Hacer huelga es fundamentalmente incumplir unilateralmente un deber de prestar un servicio pactado previamente en un contrato laboral. El huelguista no sólo merece no recibir su salario de ese día: además debería pagar daños y perjuicios por las pérdidas que cause por negarse a cumplir con su deber, y su empleador tendría derecho a rescindir el contrato por incumplimiento de la otra parte.
Promover una huelga general es fomentar la violación de contratos a escala masiva. Si el positivismo jurídico es intelectualmente lamentable, en el ámbito de las relaciones laborales los presuntos expertos son especialmente patéticos a la hora de intentar justificar la legislación laboral intervencionista con los tópicos trillados de siempre: la eterna tontería de que el trabajador es la parte débil que necesita ser protegido hasta de sí mismo, que no se le puede dejar llegar a acuerdos libres por su cuenta y que se le debe dar el derecho de fastidiar con una huelga de vez en cuando a sus empleadores.
Las huelgas se hacen para hacer daño a alguien, para causar algún perjuicio o mostrar la capacidad de hacerlo y así poder amenazar y exigir algo a costa de otros.
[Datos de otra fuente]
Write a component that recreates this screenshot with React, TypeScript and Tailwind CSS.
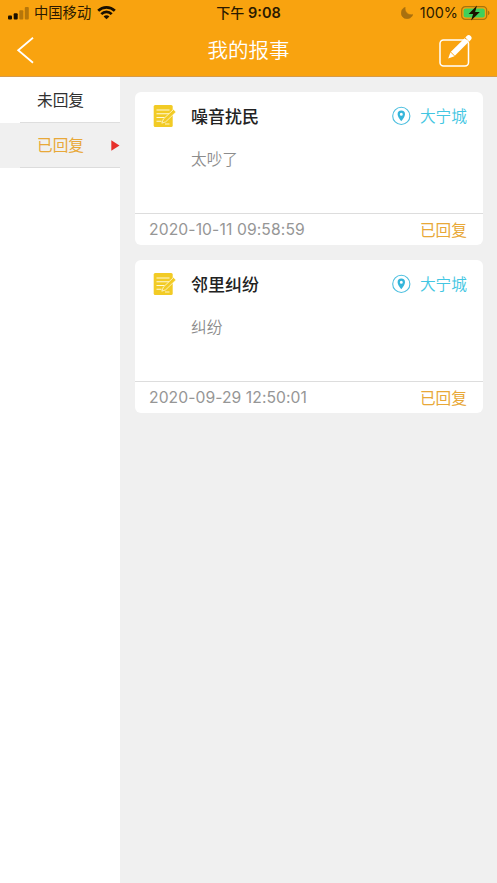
import React from 'react';

type Report = { title: string; body: string; place: string; time: string; status: string; tracking: string };

const reports: Report[] = [
  { title: '噪音扰民', body: '太吵了', place: '大宁城', time: '2020-10-11 09:58:59', status: '已回复', tracking: 'tracking-[0.1px]' },
  { title: '邻里纠纷', body: '纠纷', place: '大宁城', time: '2020-09-29 12:50:01', status: '已回复', tracking: 'tracking-[0.06px]' },
];

function StatusBar() {
  return (
    <div className="grid h-[26px] grid-cols-3 items-center text-[#2b1a00]">
      <div className="flex items-center pl-2">
        <svg width="21" height="13" viewBox="0 0 21 13" fill="#1a1000">
          <rect x="0" y="8.5" width="4" height="4" rx="1" />
          <rect x="5.7" y="6.3" width="4" height="6.2" rx="1" />
          <rect x="11.3" y="3.3" width="4" height="9.2" rx="1" opacity=".3" />
          <rect x="16.8" y="0" width="4" height="12.5" rx="1" opacity=".3" />
        </svg>
        <span className="ml-[5px] whitespace-nowrap text-[14.3px] leading-[26px]">中国移动</span>
        <svg className="ml-[6px]" width="19" height="14" viewBox="0 0 19 14" fill="none" stroke="#1a1000" strokeWidth="2.7">
          <path d="M1.2 4.8C5.8.2 13.2.2 17.8 4.8" />
          <path d="M4.3 8.1c2.9-2.9 7.5-2.9 10.4 0" />
          <path d="M9.5 13.3 6.6 10.4c1.6-1.5 4.2-1.5 5.8 0Z" fill="#1a1000" stroke="none" />
        </svg>
      </div>
      <div className="whitespace-nowrap text-center text-[14px] leading-[26px] font-medium">
        下午 <span className="text-[14.5px] font-semibold">9:08</span>
      </div>
      <div className="flex items-center justify-end pr-[6px]">
        <svg width="12" height="12" viewBox="0 0 12 12" fill="#a9700f">
          <path d="M4.2.3A5.9 5.9 0 1 0 11.8 7.4C7.6 8.6 3.4 5 4.2.3Z" stroke="#a9700f" strokeWidth=".5" />
        </svg>
        <span className="ml-[7px] text-[14.4px] leading-[26px]">100%</span>
        <svg className="ml-[3px]" width="30" height="16" viewBox="0 0 30 16">
          <rect x=".7" y="1.7" width="25" height="12.6" rx="3.6" fill="none" stroke="#a8740d" strokeWidth="1.3" />
          <rect x="2.6" y="3.6" width="21.2" height="8.8" rx="2" fill="#3fcf5b" />
          <path d="M27 5.8c2 .5 2 3.9 0 4.4Z" fill="#a8740d" />
          <path d="M16 .6 7.6 9h4.5l-2 6.4L18.800 7h-4.700Z" fill="#1a1000" />
        </svg>
      </div>
    </div>
  );
}

function Header() {
  return (
    <header className="h-[77px] border-b border-[#d79a48] bg-[#f9a30f]">
      <StatusBar />
      <div className="grid h-[50px] grid-cols-3 items-center text-white">
        <svg className="ml-4" width="19" height="28" viewBox="0 0 19 28" fill="none" stroke="#fff" strokeWidth="1.8">
          <path d="M17 .8 2.2 13.3 17 25.8" />
        </svg>
        <h1 className="whitespace-nowrap text-center text-[20.5px] leading-[48px] font-[350]">我的报事</h1>
        <svg className="mr-6 justify-self-end" width="34" height="34" viewBox="0 0 34 34">
          <rect x="1" y="6" width="28.5" height="26" rx="3.5" fill="none" stroke="#fff" strokeWidth="1.5" />
          <g transform="translate(9.2 24.5) rotate(-45)" fill="#fff">
            <path d="M0 0 6-2.8v5.6Z" />
            <path d="M6.6-2.8H26v5.6H6.6Z" />
            <path d="M27-2.8h2a2.8 2.8 0 0 1 0 5.6h-2Z" />
          </g>
        </svg>
      </div>
    </header>
  );
}

function Sidebar() {
  return (
    <nav className="w-[120px] shrink-0 bg-white text-[15.7px]">
      <div className="h-[46px] pl-5">
        <div className="h-[46px] border-b border-[#dedede] pl-[17px] leading-[47px] text-[#303030]">未回复</div>
      </div>
      <div className="h-[45px] bg-[#f0f0f0] pl-5">
        <div className="flex h-[45px] items-center justify-between border-b border-[#dcdcdc] pl-[17px] text-[#e8a838]">
          <span className="pt-[2px] leading-[42px]">已回复</span>
          <svg width="9" height="11" viewBox="0 0 9 11" fill="#e7302b">
            <path d="M.3.3 8.5 5.5.3 10.7Z" />
          </svg>
        </div>
      </div>
    </nav>
  );
}

function NoteIcon() {
  return (
    <svg width="24" height="24" viewBox="0 0 24 24" fill="none">
      <rect x=".7" y="1" width="19" height="22" rx="1.5" fill="#f2cb25" />
      <path d="M3.5 6h13M3.5 9.8h13M3.5 13.5h8M3.5 17.2h5" stroke="#fff9d8" strokeWidth="1.1" />
      <path d="m8.8 19.2 1.6-4.2L20.5 5.5l2.4 2.5-10.2 9.8Z" fill="#f2cb25" stroke="#fff9d8" strokeWidth=".8" />
      <path d="M12 20h4.5" stroke="#fff9d8" strokeWidth=".9" />
    </svg>
  );
}

function PinIcon() {
  return (
    <svg width="20" height="20" viewBox="0 0 20 20">
      <circle cx="10.3" cy="9.9" r="8.6" fill="none" stroke="#4cbfdf" strokeWidth="1.1" />
      <path fillRule="evenodd" fill="#35b5da" d="M10.3 4.6a3.7 3.7 0 0 0-3.7 3.7c0 2.7 3.7 7 3.7 7s3.7-4.3 3.7-7A3.7 3.7 0 0 0 10.3 4.6Zm0 2.2a1.5 1.5 0 1 1 0 3 1.5 1.5 0 0 1 0-3Z" />
    </svg>
  );
}

function Card({ report }: { report: Report }) {
  return (
    <article className="h-[153px] rounded-[6px] bg-white">
      <div className="h-[122px] border-b border-[#dddddd] pl-[18px] pr-4">
        <div className="flex h-[48px] items-center">
          <NoteIcon />
          <h2 className="ml-[14px] pt-[2px] text-[17px] leading-[46px] font-medium text-[#222]">{report.title}</h2>
          <div className="ml-auto flex items-center gap-[9px] text-[15.7px] font-[350] text-[#42c6e2]">
            <PinIcon />
            <span className="pt-[2px] leading-[46px]">{report.place}</span>
          </div>
        </div>
        <p className="pl-[38px] pt-2 text-[15.7px] leading-6 font-[350] text-[#8c8c8c]">{report.body}</p>
      </div>
      <div className="flex h-[31px] items-center justify-between pl-[14px] pr-4 text-[15.7px]">
        <time className={`text-[#969696] ${report.tracking}`}>{report.time}</time>
        <span className="pt-[2px] leading-[29px] text-[#e8a838]">{report.status}</span>
      </div>
    </article>
  );
}

export default function App() {
  return (
    <div className="flex h-[883px] w-[497px] flex-col overflow-hidden bg-[#f0f0f0] font-['Inter','Noto_Sans_CJK_SC',sans-serif]">
      <Header />
      <div className="flex flex-1">
        <Sidebar />
        <main className="flex flex-1 flex-col gap-[15px] pt-[15px] pr-[14px] pl-[15px]">
          {reports.map((r) => (
            <Card key={r.time} report={r} />
          ))}
        </main>
      </div>
    </div>
  );
}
Generalmente es contra los empresarios, esos presuntos explotadores malvados que siempre parecen encontrarse en posición de dominio sobre los pobres y débiles empleados: o al menos así los ven quienes resentidos, vagos o incompetentes varios, carecen por completo de espíritu empresarial, son incapaces de organizar a grupos de personas en proyectos productivos y no hacen gran cosa aparte de escaquearse y quejarse de quienes les dan trabajo y un sueldo.
Con la huelga general los sindicatos, esas organizaciones apesebradas y de ideologías completamente desnortadas, tratan de mostrar los dientes al Gobierno para hacer patente su desacuerdo con alguna política: les molesta especialmente que se liberalicen, aunque sea tímidamente, las relaciones laborales, ya que eso implica una disminución de su poder de intromisión en las vidas ajenas, que al fin y al cabo es esencialmente de lo que viven (además de cobrar ingentes cantidades de dinero poco fiscalizadas por dar cursos de presunta formación a las hordas de parados que son sus rehenes).
Mediante la huelga general los sindicatos intentan hacer daño a todos parando el país. Pretenden que la gente no pueda acudir a su trabajo (paralizando los medios de transporte, impidiendo el acceso a fábricas y oficinas) o que no disponga de medios para realizarlo (cortando los canales de abastecimiento): esa inactividad la ven como un triunfo, como una expresión de que la población los apoya; son así de necios.
Como parece que no han tenido suficiente tiempo desde la convocatoria de la huelga hace varios meses para transmitir su mensaje y convencer a la gente para que los apoye, necesitan recurrir en el día clave a los piquetes "informativos" para ayudar a los dubitativos a decidirse. Estos piquetes aseguran no ser violentos, naturalmente salvo que alguien los provoque ignorándolos, llevándoles la contraria o cayendo en la bajeza moral de ser un esquirol.
Es interesante comparar una huelga general, presuntamente un ejercicio de práctica impecablemente democrática, con unas elecciones, con su derecho a votar o no votar: imagínense si los abstencionistas decidieran no respetar la jornada de reflexión, bloquearan el transporte y los accesos a los colegios electorales o amedrentaran y tacharan de traidores a los votantes.
Naturalmente que la huelga es un derecho constitucional, lo cual refleja el ínfimo nivel ético de las constituciones que consagran estos pseudoderechos destructivos e ilegítimos.